Fixing a bayonet?

Wrothgar

Moderator
I just got a K31 a while ago with a bayonet. The tip of the bayonet is a little bent, and there is some dried up/caked on something or other (blood ;)?). I tried some CLP to clean it up, no luck. Is there any way to unbend it and straighten it? Also, its not sharp; would it be bad to sharpen it?
 
Yes it would be bad to sharpen it. It would reduce it's value.

The odds of the "crud" being blood are quite low.

Find a local knife maker, or even a blacksmith and they should be able to straighten out your bayonet.
 
The crud is most likely cosmolene that is sitting in the scabbard. I've found that soaking metal scabbards in Dawn dish soap for several hours does wonders for getting cosmo out of them. Just squirt the soap into the scabbard, no water is needed until you go to clean it out.
 
So, why can't I sharpen it? Did they never sharpen it? If they had it sharp, then dulled it, I don't see how resharpening it would lower its value.
 
Those Swiss never killed anybody

Actually there were unrecorded skirmishes with German troops on the boarder, nothing that made the history books. The Swiss are well armed and trained in marksmanship, one reason they have never been invaded.

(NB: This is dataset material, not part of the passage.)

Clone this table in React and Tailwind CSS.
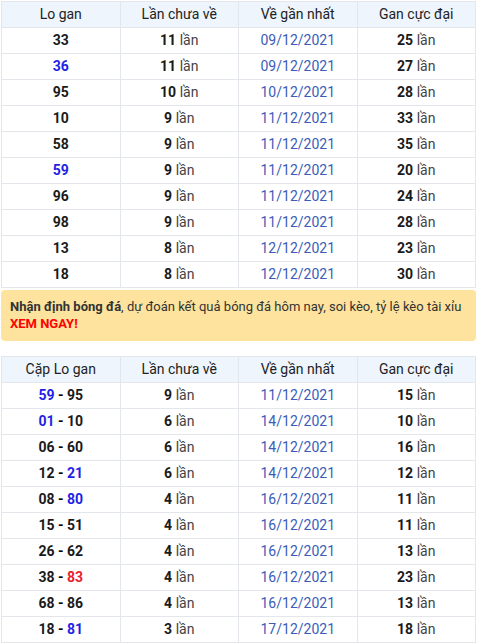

About sharpening a bayonet. Most military bayonets are not sharpened from the manufacturer. Some were sharpened after being issued by troops. Collectors prefer to have bayonets in their original condition, so a sharpened bayonet has reduced value. The K-31 bayonet is rather spendy, 80-100 bucks is the normal street price for one in good condition. The K-31 is sharpened from the manufacturer, most are Elsener Schwyz of Swiss Army knife fame. It has a narrow ground edge on both sides of the blade, it is also a very fine point.

K31bayonet.jpg
 
Most bayonet are made relatively dull for a reason: a thick sharpened edge or point is both stronger and more damaging. Bayonets are a glorified spearhead, not a slashing blade. They are intended to be stuck into the torso and TWISTED, creating a massive jagged hole, not to slash across the limbs to produce narrow cuts.

To get the same kind of edge that you get on a normal knife, you'd have to do a LOT of metal removal, which would pretty much ruin any collectability and make it look pretty crummy anyways.
 
Excellent; thanks for the tips! I'll see about getting the point straightened. I think the closest thing to a knife maker around here would be Ted Nugent.